Urgently improving the standards required to list, and maintain a listing, on the JSE’s debt capital market is an important step in delivering on our fiduciary responsibilities to our pension fund clients and ensuring that their money is adequately protected.


Disclosure we believe should be a requirement for public capital market issuers (and thus part of the regular disclosures required by the DLR):

  1. Annual public disclosure of the board and all sub-committee charters, including terms of reference, mandates, decision making levels and quorum requirements.

  2. Annual public disclosure of all current and previous directors’ and executives' dealings with the company.

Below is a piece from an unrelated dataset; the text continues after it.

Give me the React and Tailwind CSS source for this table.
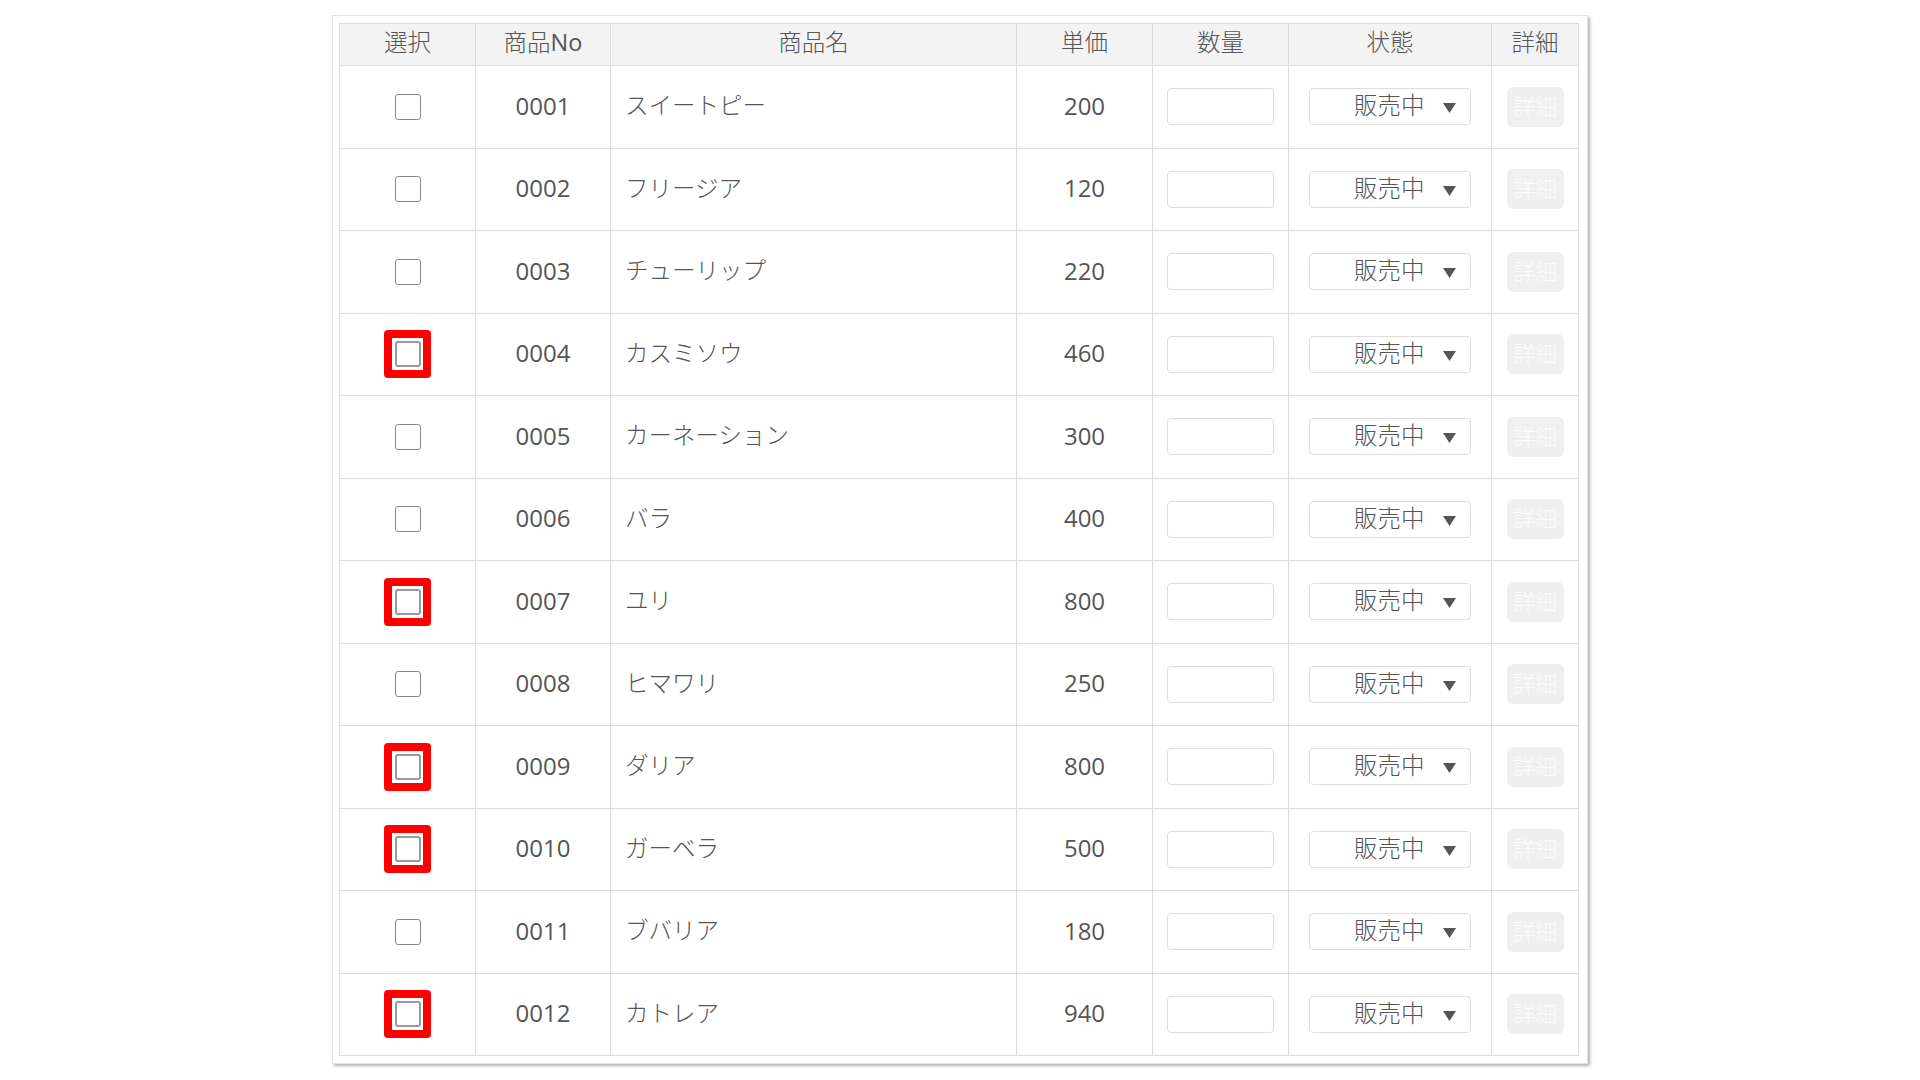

  3. Disclosure of all board and sub-committee (including all procurement and lending committee) member changes via SENS at the time of the change, including reasons for the changes, details of CVs, experience, results of conflicts and fit-and-proper tests for incoming members.

  4. Annual disclosure of board and sub-committee nomination and appointment processes and decision makers.

  5. Annual public disclosure of the entity’s Conflicts of Interest Policy, Contentious Issue Policy and Politically Exposed Person Policy, including details of how this policy has been applied, deviations from the policy, and remedial action taken to address deviations.

  6. All public disclosures to be made via SENS.